Tuesday, April 24, 2012

The Taxing Power, the ACA, Religion, and Line-Drawing

-- Posted by Neil H. Buchanan

I recently watched a TV panel discussion about tax complexity, in which an economist made an interesting point about the "individual mandate" of the ACA and the sophistry of the activity/inactivity distinction.  She noted that the mortgage interest deduction -- that most sacrosanct of tax breaks -- can readily be characterized as a mandate to buy houses.  How?  If a person does not want to engage in the activity of owning a home, then that person will end up paying more in taxes than if he decides to engage in that activity.  This logic extends at least to all "tax expenditures" (that is, the tax-based government subsidies so popular among Republicans and Democrats alike), if not all tax rules more generally, because the system is set up to make taxes higher -- a tax penalty -- for those who do not take advantage of the tax-favored behavior.

Of course, this argument is not exactly new, or even all that different from many arguments that I have read elsewhere.  Indeed, as Professor Dorf wrote on Verdict after the Supreme Court's hearings in March on the ACA, Justice Sotomayor made exactly this kind of form-versus-substance argument, showing that the activity/inactivity distinction can easily be reduced to the empty phrasing that it is.  If we can recharacterize the ACA's individual mandate as nothing more than a tax cut for people who choose to buy health insurance, how in the world is it a dangerous extension of the government's scary powers to force people to do things that they would otherwise not do?

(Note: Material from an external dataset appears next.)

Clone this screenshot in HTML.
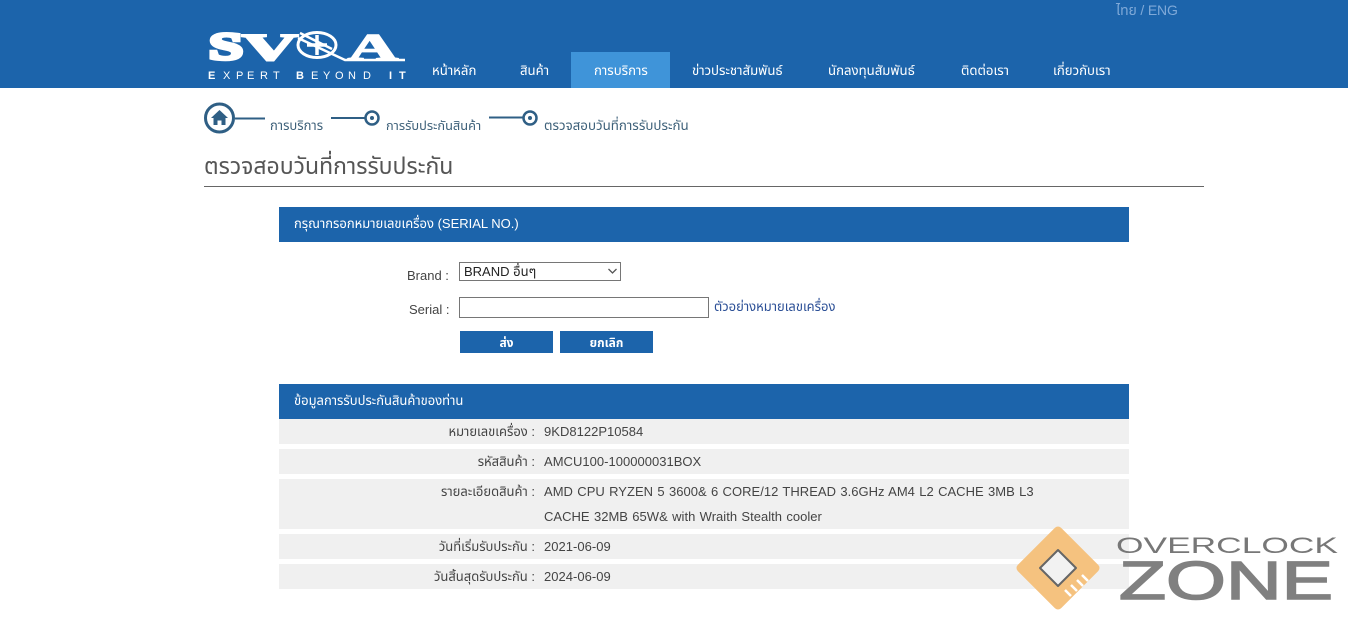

Although none of this is new, the economist's construction of the argument does seem to cut through the nonsense in a way that is better than I have seen elsewhere.  I could not help thinking about how one would construct a constitutional argument against the mortgage interest deduction.  Congress did not call the mandate a "tax."  Indeed, they called it a "tax deduction," which is (somehow) different.  Unless we force Congress to admit that it is forcing people to do things, then we are on a dangerous road to allowing them to stealthily take away our liberty.  (See how easy it is to abuse this language?)

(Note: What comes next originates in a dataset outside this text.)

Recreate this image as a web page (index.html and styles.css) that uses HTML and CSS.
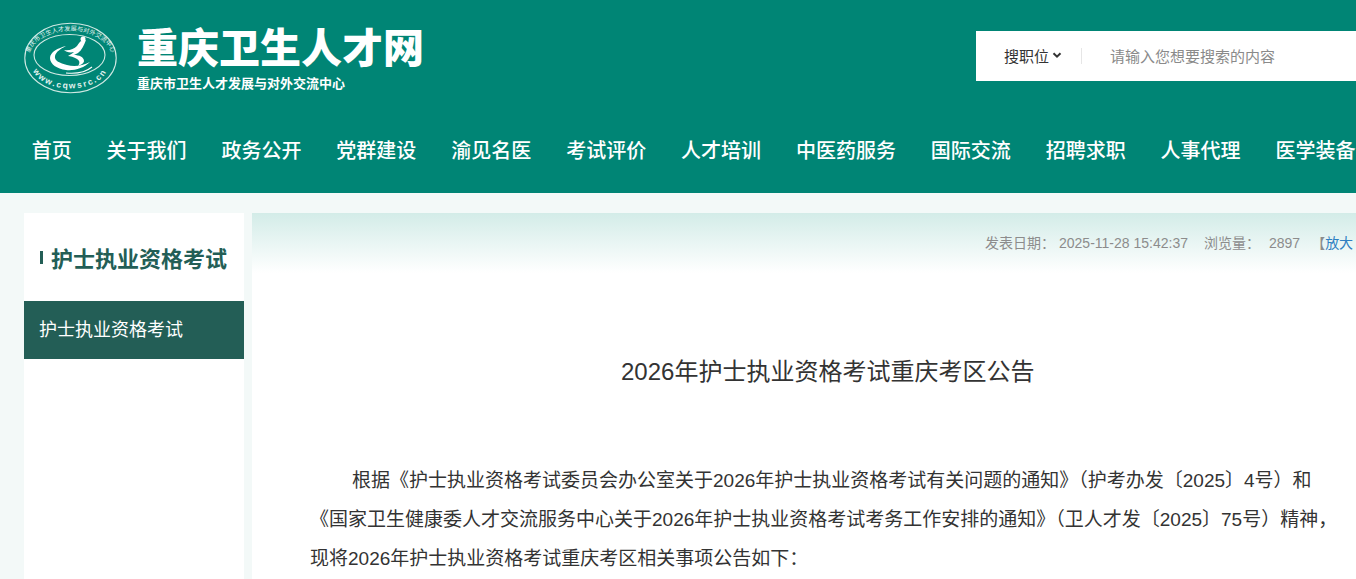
FILE: index.html
```html
<!DOCTYPE html>
<html lang="zh-CN">
<head>
<meta charset="utf-8">
<title>2026年护士执业资格考试重庆考区公告</title>
<link rel="stylesheet" href="styles.css">
</head>
<body>
<header class="header">
  <div class="top">
    <a class="brand">
      <svg class="logo" viewBox="0 0 94 76" width="94" height="76" aria-hidden="true">
        <defs>
          <path id="arcTop" d="M4.500 39 A41.500 28 0 0 1 88.500 39"/>
          <path id="arcBottom" d="M8 45 A38 23.500 0 0 0 84 45"/>
        </defs>
        <ellipse cx="46.500" cy="38" rx="45.700" ry="34.700" fill="none" stroke="#cfe9e3" stroke-width="1.100"/>
        <ellipse cx="45.500" cy="35" rx="35.500" ry="20.500" fill="none" stroke="#cfe9e3" stroke-width="1.100"/>
        <text class="logo-top"><textPath href="#arcTop" startOffset="50%" text-anchor="middle">重庆市卫生人才发展与对外交流中心</textPath></text>
        <text class="logo-bottom"><textPath href="#arcBottom" startOffset="50%" text-anchor="middle">www.cqwsrc.cn</textPath></text>
        <path fill="#fff" d="M42 26 C34 28 26 32 26 38 C26 44 33 49 42 50 C50 51 60 48 66 42 C58 46 50 47 43 45 C36 43 30 41 31 36 C32 32 36 29 42 26 Z"/>
        <path fill="#fff" d="M40 30 C45 31 50 29 53 26 C55 23 56 21 58 21 L62 20 C60 25 58 30 54 33 L50 35 C55 35 60 37 60 41 C60 43 57 45 54 46 C56 43 56 41 53 39 C50 37 46 36 44 36 C47 34 49 33 50 32 C46 33 42 32 40 30 Z"/>
        <circle cx="59" cy="19" r="2.500" fill="#fff"/>
        <path fill="none" stroke="#fff" stroke-width="1.100" d="M42 53 C52 54 62 52 68 47"/>
      </svg>
      <div class="brand-text">
        <div class="brand-name">重庆卫生人才网</div>
        <div class="brand-sub">重庆市卫生人才发展与对外交流中心</div>
      </div>
    </a>
    <div class="search">
      <div class="search-type">搜职位
        <svg class="chev" viewBox="0 0 10 7" width="10" height="7" aria-hidden="true"><path d="M1.500 1.200 L5 4.700 L8.500 1.200" fill="none" stroke="#333" stroke-width="2"/></svg>
      </div>
      <div class="search-input">请输入您想要搜索的内容</div>
    </div>
  </div>
  <nav class="nav">
    <a>首页</a><a>关于我们</a><a>政务公开</a><a>党群建设</a><a>渝见名医</a><a>考试评价</a><a>人才培训</a><a>中医药服务</a><a>国际交流</a><a>招聘求职</a><a>人事代理</a><a>医学装备</a>
  </nav>
</header>
<div class="layout">
  <aside class="side">
    <h2 class="side-title"><span class="side-mark"></span>护士执业资格考试</h2>
    <a class="side-item">护士执业资格考试</a>
  </aside>
  <main class="main">
    <div class="meta">
      <span class="meta-label">发表日期：</span><span class="meta-val date">2025-11-28 15:42:37</span><span class="meta-label short">浏览量：</span><span class="meta-val">2897</span><span>【<a class="blue">放大</a></span>
    </div>
    <h1 class="title">2026年护士执业资格考试重庆考区公告</h1>
    <div class="body">
      <p class="first">根据《护士执业资格考试委员会办公室关于2026年护士执业资格考试有关问题的通知》（护考办发〔2025〕4号）和</p>
      <p>《国家卫生健康委人才交流服务中心关于2026年护士执业资格考试考务工作安排的通知》（卫人才发〔2025〕75号）精神，</p>
      <p>现将2026年护士执业资格考试重庆考区相关事项公告如下：</p>
    </div>
  </main>
</div>
</body>
</html>
```
FILE: styles.css
```css
* { box-sizing: border-box; }
html, body { margin: 0; height: 579px; overflow: hidden; }
body { background: #f3f9f8; font-family: "Liberation Sans", "Noto Sans CJK SC", sans-serif; color: #333; }
.header { background: #008575; height: 193px; }
.top { display: flex; justify-content: space-between; height: 107px; }
.brand { display: flex; padding: 20px 0 0 24px; }
.logo { display: block; flex: none; }
.logo-top { font-size: 6.200px; fill: #e4f3f0; font-family: "Noto Sans CJK SC", sans-serif; }
.logo-bottom { font-size: 8.500px; font-weight: 700; letter-spacing: 1.700px; fill: #e4f3f0; font-family: "Liberation Sans", sans-serif; }
.brand-text { margin-left: 19px; color: #fff; }
.brand-name { font-family: "Noto Sans CJK SC", sans-serif; font-weight: 900; font-size: 41px; line-height: 48px; margin-top: 1px; white-space: nowrap; }
.brand-sub { font-size: 13px; font-weight: 700; line-height: 16px; margin-top: 7px; white-space: nowrap; }
.search { display: flex; align-items: center; width: 380px; height: 50px; margin-top: 31px; padding-bottom: 1px; background: #fff; font-size: 15px; }
.search-type { flex: none; width: 106px; height: 16px; padding-left: 28px; border-right: 1px solid #e6e6e6; display: flex; align-items: center; gap: 3px; color: #333; white-space: nowrap; }
.search-input { padding-left: 28px; color: #8a8a8a; white-space: nowrap; }
.nav { display: flex; gap: 34.900px; padding-left: 31.700px; height: 86px; white-space: nowrap; font-size: 20px; line-height: 86px; color: #fff; font-weight: 500; font-family: "Noto Sans CJK SC", sans-serif; }
.nav a { flex: none; }
.layout { display: flex; gap: 8px; padding: 20px 0 0 24px; }
.side { flex: none; width: 220px; height: 400px; background: #fff; }
.side-title { display: flex; align-items: center; height: 88px; margin: 0; padding-left: 16px; font-size: 22px; font-weight: 700; color: #235e56; white-space: nowrap; }
.side-mark { width: 3px; height: 13px; background: #235e56; margin-right: 8px; }
.side-item { display: block; height: 58px; line-height: 58px; padding-left: 15px; background: #235e56; color: #fff; font-size: 18px; white-space: nowrap; }
.main { flex: 1; min-width: 0; min-height: 400px; background: linear-gradient(#d3ece8 0, #fff 60px, #fff 100%); padding: 0 0 0 58px; overflow: hidden; }
.meta { display: flex; margin-left: 675px; height: 60px; padding-top: 22px; font-size: 14px; line-height: 16px; color: #8c8c8c; white-space: nowrap; }
.meta-label { margin-right: 4px; }
.meta-label.short { margin-right: 9px; }
.meta-val { margin-right: 11px; }
.meta-val.date { margin-right: 16px; }
.blue { color: #2f7fc1; }
.title { margin: 79px 0 0 0; padding-left: 311px; font-size: 24px; font-weight: 400; line-height: 40px; color: #333; white-space: nowrap; }
.body { margin-top: 69px; font-size: 19px; line-height: 39px; color: #333; white-space: nowrap; }
.body p { margin: 0; }
.first { text-indent: 42px; }
```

So, to prevent Congress from abusing its power, a limitation must be derivd from the Commerce Clause, right?  And here, the argument that Congress can regulate housing is much weaker than the argument that it can regulate health care.  Although it is true that everyone must live somewhere, choosing not to live in a dwelling that one owns is not inevitable.  That is, the ACA's backers have defended the mandate on the basis that people who choose not to buy health insurance are only temporarily sitting out of a market into which they will all ultimately be forced to enter.  We will almost all end up in emergency rooms or doctors' offices at some point, and Congress has the power to set rules to make that market work better.  By contrast, people who do not buy homes might never buy homes.  Yet the mortgage interest deduction forces them to pay a penalty to stay out of that market.

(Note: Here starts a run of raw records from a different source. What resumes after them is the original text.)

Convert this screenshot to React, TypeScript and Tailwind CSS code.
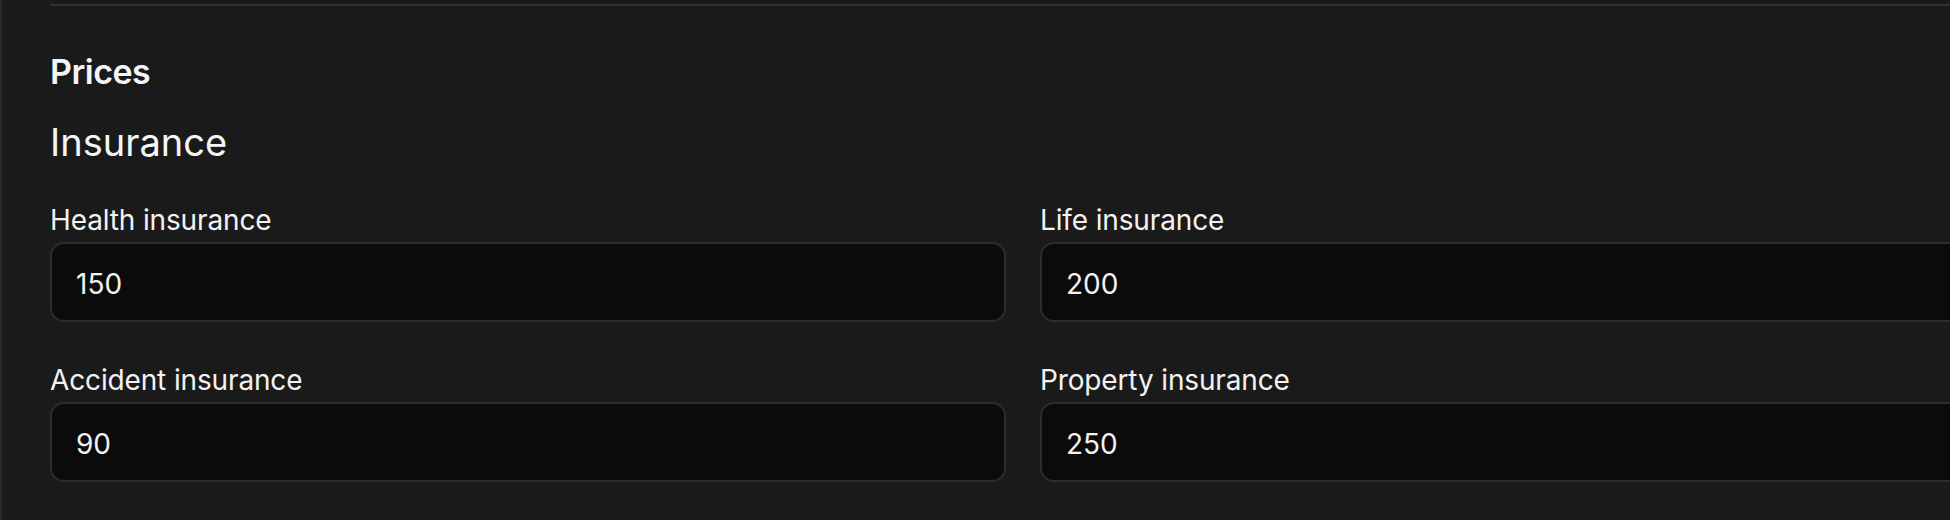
import React from "react";

type PriceField = { label: string; value: string };

const fields: PriceField[] = [
  { label: "Health insurance", value: "150" },
  { label: "Life insurance", value: "200" },
  { label: "Accident insurance", value: "90" },
  { label: "Property insurance", value: "250" },
];

function PriceInput({ label, value }: PriceField) {
  return (
    <label className="flex flex-col">
      <span className="text-[28px] leading-[34px] tracking-[-0.005em] text-[#f2f2f2]">{label}</span>
      <input
        type="text"
        defaultValue={value}
        className="mt-[5px] h-[80px] w-full rounded-[14px] border-2 border-[#2c2c2c] bg-[#0b0b0b] px-[24px] pt-[4px] text-[28px] text-[#f2f2f2] outline-none"
      />
    </label>
  );
}

export default function App() {
  return (
    <div
      className="h-[520px] w-[1950px] overflow-hidden border-l-2 border-[#2a2a2a] bg-[#1a1a1a]"
      style={{ fontFamily: "Inter, 'Noto Sans', sans-serif" }}
    >
      <div className="pl-[48px] pt-[4px]">
        <div className="border-t-2 border-[#323232]" />

        <h2 className="mt-[46px] text-[34px] font-semibold leading-[40px] tracking-[-0.015em] text-[#f5f5f5]">
          Prices
        </h2>
        <h3 className="mt-[27px] text-[38px] font-normal leading-[46px] text-[#f5f5f5]">Insurance</h3>

        <div className="mt-[38px] grid w-[1946px] grid-cols-[956px_956px] gap-x-[34px] gap-y-[41px]">
          {fields.map((f) => (
            <PriceInput key={f.label} {...f} />
          ))}
        </div>
      </div>
    </div>
  );
}
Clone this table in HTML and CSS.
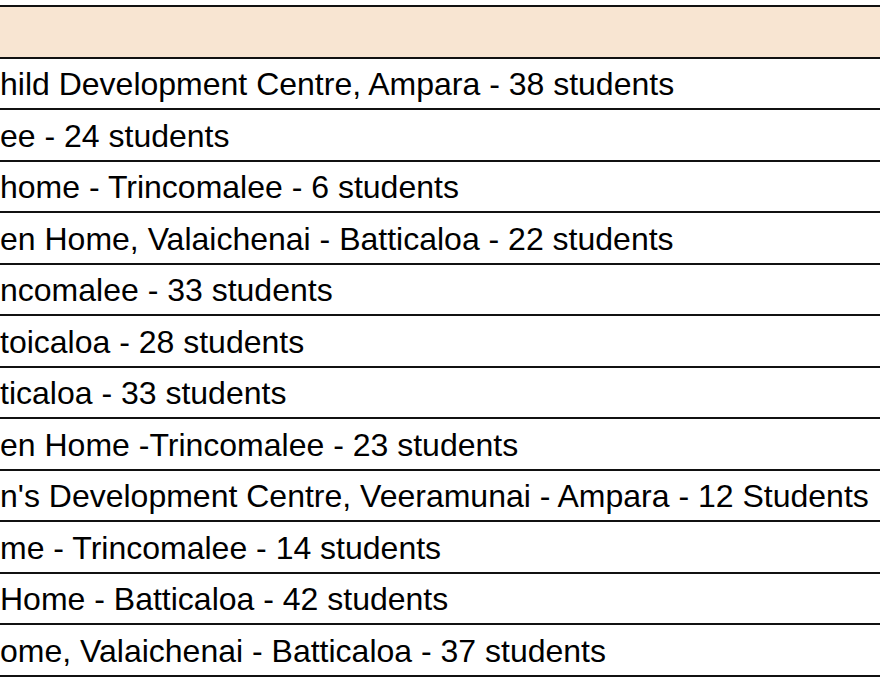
FILE: index.html
```html
<!DOCTYPE html>
<html>
<head>
<meta charset="utf-8">
<link rel="stylesheet" href="styles.css">
</head>
<body>
<table class="list">
  <tr class="head"><td></td></tr>
  <tr><td>hild Development Centre, Ampara - 38 students</td></tr>
  <tr><td>ee - 24 students</td></tr>
  <tr><td>home - Trincomalee - 6 students</td></tr>
  <tr><td>en Home, Valaichenai - Batticaloa - 22 students</td></tr>
  <tr><td>ncomalee - 33 students</td></tr>
  <tr><td>toicaloa - 28 students</td></tr>
  <tr><td>ticaloa - 33 students</td></tr>
  <tr><td>en Home -Trincomalee - 23 students</td></tr>
  <tr><td>n's Development Centre, Veeramunai - Ampara - 12 Students</td></tr>
  <tr><td>me - Trincomalee - 14 students</td></tr>
  <tr><td>Home - Batticaloa - 42 students</td></tr>
  <tr><td>ome, Valaichenai - Batticaloa - 37 students</td></tr>
</table>
</body>
</html>
```
FILE: styles.css
```css
html, body {
  margin: 0;
  padding: 0;
  background: #ffffff;
  overflow: hidden;
}
body {
  width: 880px;
  height: 680px;
}
.list {
  border-collapse: collapse;
  width: 920px;
  margin-top: 5px;
  font-family: "Liberation Sans", Arial, sans-serif;
  font-size: 32px;
  color: #000;
}
.list td {
  border-top: 2px solid #111;
  border-bottom: 2px solid #111;
  height: 47.5px;
  padding: 2px 0 0 0;
  white-space: nowrap;
  vertical-align: middle;
  line-height: 1;
}
.list .head td {
  background: #f8e5d2;
}
```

There is even a decent claim (by the standards of this debate) that housing is not interstate commerce.  A person can only live in one place at a time, and if she stays in one state for her whole life, then she is not engaged in interstate commerce.  Of course, as a fan of Wickard v. Filburn, I find that fatuous, because it is easy to see how local decisions have national implications.  Again, however, the point here is that housing decisions can only be characterized as interstate commerce by reference to the effects of local decisions on home prices, mortgage rates, and so on, which affect people in other states.

All of which brings to mind another tax-based oddity of constitutional law.  As noted above, we know that tax deductions (and other tax incentives) amount to a government subsidy.  That is generally the point.  We want to make life easier for families, so we pass the Child Tax Credit, as an alternative to simply sending people a check to help cover the cost of raising children.  This means that the government is giving money to people with children.  Obviously, this logic applies equally to personal exemptions, which are a per-person subsidy received by all taxpayers.

The Supreme Court has noted that the charitable deduction also amounts to government subsidization of the tax-exempt recipients of donated funds.  If I am in the 25% income tax bracket, a $100 donation to the Church of the Fonz costs me $75, while it costs the government $25.  We approve of this subsidy by lauding the decentralized nature of the decision making.  So long as we do not subsidy extremely unacceptable behavior (such as the university rules against interracial dating in the Bob Jones University case), then each person in the country is empowered to be her own little Appropriations Committee, deciding to put some of her own money up with some government funds to support a favored charity.  Let a thousand flowers bloom!

As many have noted, of course, the uncomfortable extension of this logic is that the charitable deduction violates the Establishment Clause.  We (including, especially, the Supreme Court) look the other way when the government's tax rules allow money to be diverted from the Treasury to religious organizations.

There are surely good reasons to maintain legal fictions and to draw arbitrary lines.  For purely political reasons, polite people simply never bring up the Establishment Clause problem with the charitable deduction.  Even so, the basic logic of how taxes work -- and the ease with which one can flip back and forth between viewing any tax rule as a penalty or a benefit -- makes it utterly arbitrary to describe some tax rules as violations of liberty, while we view others as virtuous methods to encourage civic engagement.